Water Industry News

£871,000 Fine For Anglian Water After Pollution Incidents

Utility company Anglian Water has been hit with a combined fine of £871,000 after separate pollution incidents across three counties in its catchment area.


Investigations found that the water supplier was responsible for a series of system and maintenance failures that led to pollution in waterways in Cambridgeshire, Buckinghamshire and Northamptonshire.


Process failures included reporting delays, faulty screening and a breakdown in planning and maintenance, which resulted in blockages and pollution.


One failure on the part of the company included setting an alarm to the wrong village, which delayed their attendance at the scene for days. A biological survey after the incident revealed that aquatic invertebrates had been killed along a 1,500-metre stretch, going as far down as the next village along.

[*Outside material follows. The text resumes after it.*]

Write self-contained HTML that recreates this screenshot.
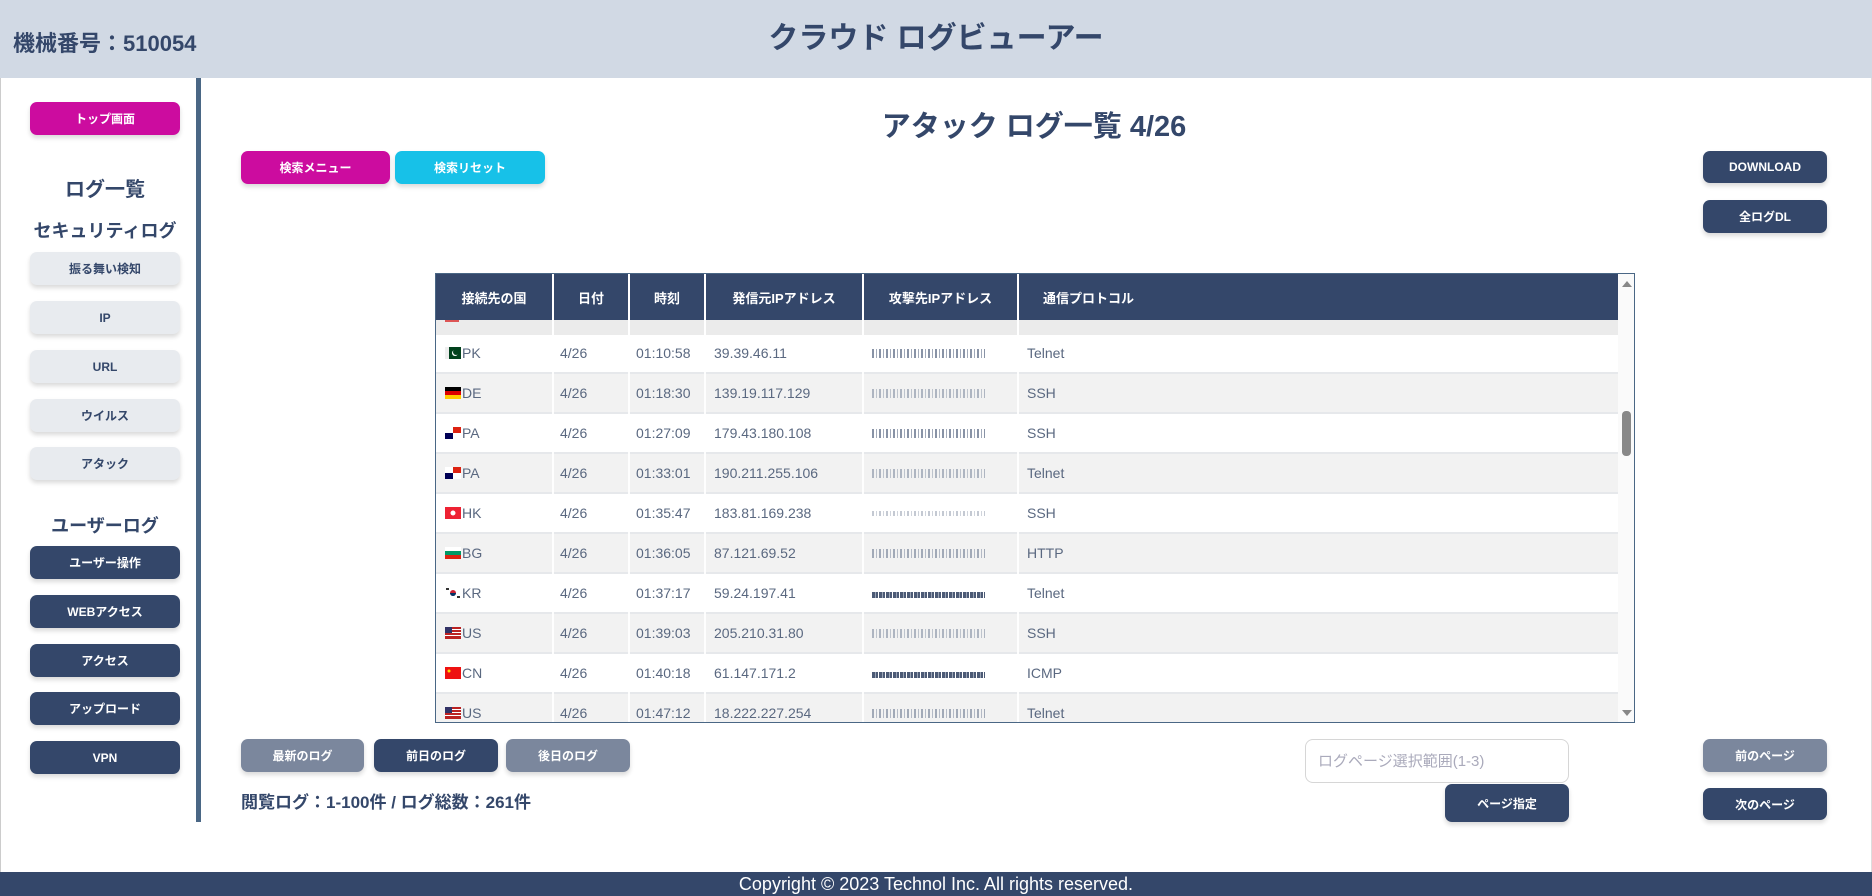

All the incidents in question took place at Anglian Water sites in the three counties across a period of five months between May and September 2019. The first saw the discharge of poorly treated sewage into the River Lark near Ely, with a blockage then caused by an unmonitored buildup of unflushable items like sanitary pads and cotton buds.


A second incident saw a tributary of the River Tove polluted with sewage from the combined sewer overflow at Hartwell Colmar Kennels.


Speaking at Loughborough Magistrates in October, District Judge Nick Watson said that the company had “dragged its feet” where infrastructure improvements were concerned, adding that these incidents seem to be indicative of “an endemic part of the culture of the organisation at the time of the offences”.


He went on to say: “Water companies have a huge responsibility to proactively manage the resources they have been given a responsibility for. Profit must not be at the cost of the environment.”


Back in July, the Environment Agency published its annual report detailing the environmental performance of water and sewage companies across England, with the performance of nine suppliers now at the lowest levels seen under the Environmental Performance Assessment.


The majority of the firms saw a dip in performance, despite the fact that breaches in the law have resulted in enforcement action taken against them. This suggests that court penalties are not the best way to deter companies from causing environmental harm through their activities.


However, former environment secretary Ranil Jayawardena announced at the start of October that he would push through plans to increase the civil penalties for water companies that do pollute the environment from £250,000 to up to £250 million.


Currently, if water firms don’t uphold the law or damage the environment, the Environment Agency is able to pursue criminal and civil prosecutions, but the former can be both lengthy and expensive, which is why civil cases can be a quicker method of enforcement.